Earnings Remain the Sole Uncertainty, Semiconductor Reports Become 'Index-Level Event'
In Rubner's ten indicators, the only one not yet "green" is whether earnings can meet expectations.
The market currently expects S&P 500 index Q2 earnings per share to grow 22.4% year-over-year—if realized, this would be one of the strongest earnings growth rates in history outside of major recession recoveries. Notably, despite valuation pullbacks, earnings estimates continue to be revised upward, extending the trend seen ahead of the Q1 reporting season.
The final week of July will be the "Super Bowl" of Q2 earnings season. An estimated 36% of S&P 500 market cap and 33% of Nasdaq 100 market cap, including 4 of the "Mag 7" companies, are scheduled to report. By the end of July, roughly 60% of S&P 500 constituents are expected to have reported.
Concurrently, corporate buyback windows are gradually reopening, which will reintroduce the market's largest structural buyer to equities.

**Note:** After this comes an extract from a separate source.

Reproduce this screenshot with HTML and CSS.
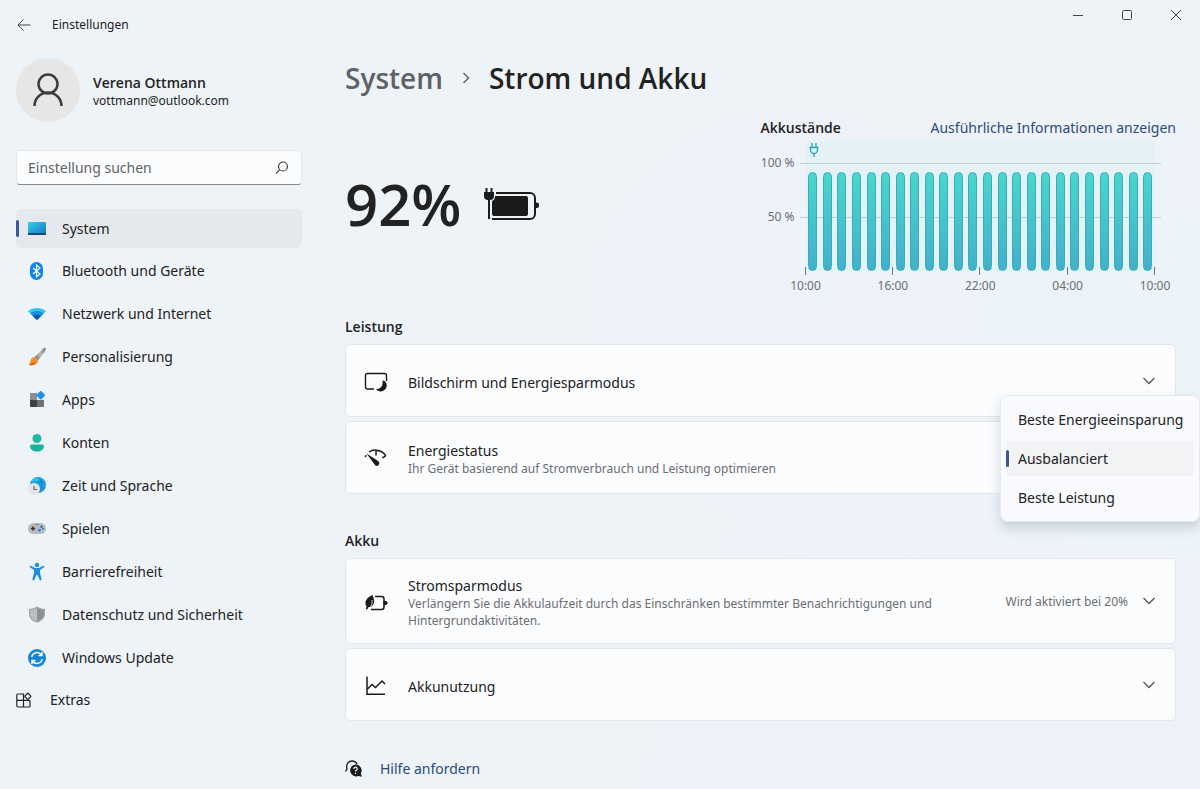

The importance of semiconductor earnings is particularly pronounced. The semiconductor industry now accounts for about 18% of the S&P 500 index weight, compared to just 3% a decade ago. Meanwhile, the average three-month implied volatility for the ten largest semiconductor companies has risen from 29% in 2016 to nearly 73% currently. Rubner points out that semiconductor earnings are not concentrated in a single week but are spread across the entire earnings calendar, meaning event risk will persist through the rest of July and all of August. "Semiconductor earnings are no longer just a sector event. It has become an index-level event."
Rubner's conclusion is that the technical reset is largely complete, and the next two weeks will test whether fundamentals can support a continuation of this rally.